Le chantage est puni de cinq ans d'emprisonnement et de 75000 euros d'amende.

Le fait de tricher à un contrôle est bien de nature à porter atteinte à l'honneur et à la considération du tricheur. Peu importe que le fait soit illicite et avéré : le chantage n'a pas à porter sur des faits licites ou mensongers : on peut parler de jurisprudence ancienne puisqu'il en a déjà été jugé par la chambre criminelle de la cour de cassation le 4 juillet 1874.

Et, découvrant que Scapin a bel et bien prévenu l'école, le juriste s'écrie derechef : « 312-11 ! »

Code pénal, article 312-11 : Lorsque l'auteur du chantage a mis sa menace à exécution, la peine est portée à sept ans d'emprisonnement et à 100.000 euros d'amende.

Le poulailler ne rit plus, et interpellant l'orchestre, lui objecte : mais la loi sanctionne le fait d'obtenir les fonds, et là, Géronte n'a pas voulu payer, Scapin n'a rien obtenu !

Ce à quoi le juriste, décidément imperméable à l'humour, rétorque : « 312-12. »

Code pénal, article 312-12 : La tentative des délits prévus par la présente section est punie des mêmes peines.

La tentative est constituée dès lors que, manifestée par un commencement d'exécution, elle n'a été suspendue ou n'a manqué son effet qu'en raison de circonstances indépendantes de la volonté de son auteur (article 121-5 du Code pénal). Ici, la circonstance indépendante de la volonté du maître chanteur est que la victime du chantage n'a pas payé, qu'elle ait préféré subir les conséquences de sa fraude ou n'ait pas pris la menace au sérieux.

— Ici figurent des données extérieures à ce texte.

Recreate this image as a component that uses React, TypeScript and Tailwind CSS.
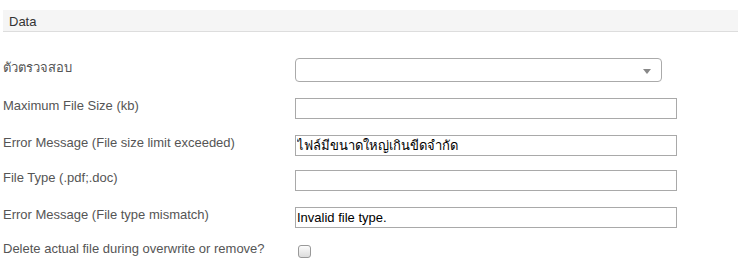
import { useState } from 'react';

type Field = {
  label: string;
  value?: string;
  gap: string;
};

const fields: Field[] = [
  { label: 'Maximum File Size (kb)', gap: 'mt-[16px]' },
  { label: 'Error Message (File size limit exceeded)', value: 'ไฟล์มีขนาดใหญ่เกินขีดจำกัด', gap: 'mt-[16px]' },
  { label: 'File Type (.pdf;.doc)', gap: 'mt-[14px]' },
  { label: 'Error Message (File type mismatch)', value: 'Invalid file type.', gap: 'mt-[16px]' },
];

export default function App() {
  const [deleteFile, setDeleteFile] = useState(false);

  return (
    <div className="min-h-screen bg-white font-['Liberation_Sans',Arial,sans-serif] text-[13px] text-[#555]">
      {/* Section header */}
      <div className="ml-[3px] mt-[10px] h-[22px] border-b border-[#dddddd] bg-[#f5f5f5] pl-[6px] pt-[4px] leading-[15px] text-[#333]">
        Data
      </div>

      <div className="mt-[26px] flex flex-col pl-[3px]">
        {/* Validator select */}
        <div className="flex items-center">
          <label className="mb-[5px] w-[292px] shrink-0 leading-[15px]">ตัวตรวจสอบ</label>
          <div className="relative flex h-[24px] w-[367px] items-center rounded-[4px] border border-[#aaaaaa] bg-white">
            <span className="absolute right-[10px] top-[10px] h-0 w-0 border-x-[4px] border-t-[5px] border-x-transparent border-t-[#888]" />
          </div>
        </div>

        {fields.map((f) => (
          <div key={f.label} className={`flex items-start ${f.gap}`}>
            <label className="w-[292px] shrink-0 leading-[15px]">{f.label}</label>
            <input
              type="text"
              defaultValue={f.value ?? ''}
              className="h-[21px] w-[382px] border border-[#a9a9a9] px-[1px] text-[13px] leading-[15px] text-black outline-none"
            />
          </div>
        ))}

        {/* Delete checkbox */}
        <div className="mt-[13px] flex items-start">
          <label className="w-[292px] shrink-0 leading-[15px]">Delete actual file during overwrite or remove?</label>
          <button
            type="button"
            onClick={() => setDeleteFile(!deleteFile)}
            className="ml-[3px] mt-[4px] h-[13px] w-[13px] rounded-[3px] border border-[#999] bg-gradient-to-b from-[#fcfcfc] to-[#dcdcdc]"
          >
            {deleteFile && <span className="block text-[10px] leading-[11px] text-black">✓</span>}
          </button>
        </div>
      </div>
    </div>
  );
}
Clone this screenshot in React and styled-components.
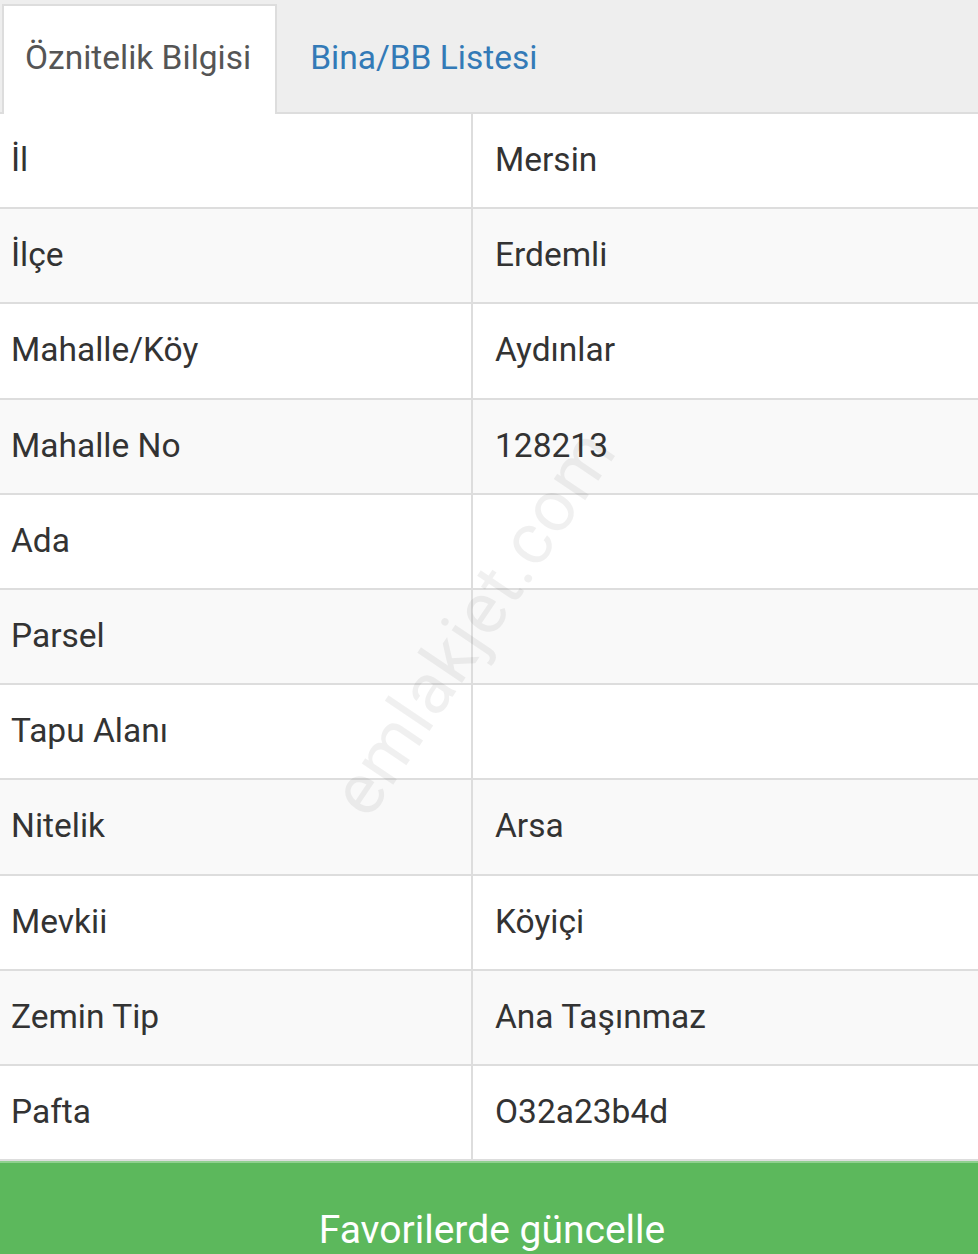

Tourner en ridicule les tricheurs, pourquoi pas ? Encore qu'avec l'internet, donner le nom de la personne est le condamner à une infamie perpétuelle, ce qui est disproportionné, surtout pour une simple interrogation écrite.

Mais commettre un délit à cette occasion me semble être une curieuse façon de se poser en donneur de leçon.


(PS : Merci de ne pas citer les noms des protagonistes de cette affaire, le message serait immédiatement supprimé dans son intégralité, je ne vais pas m'amuser à faire de la correction).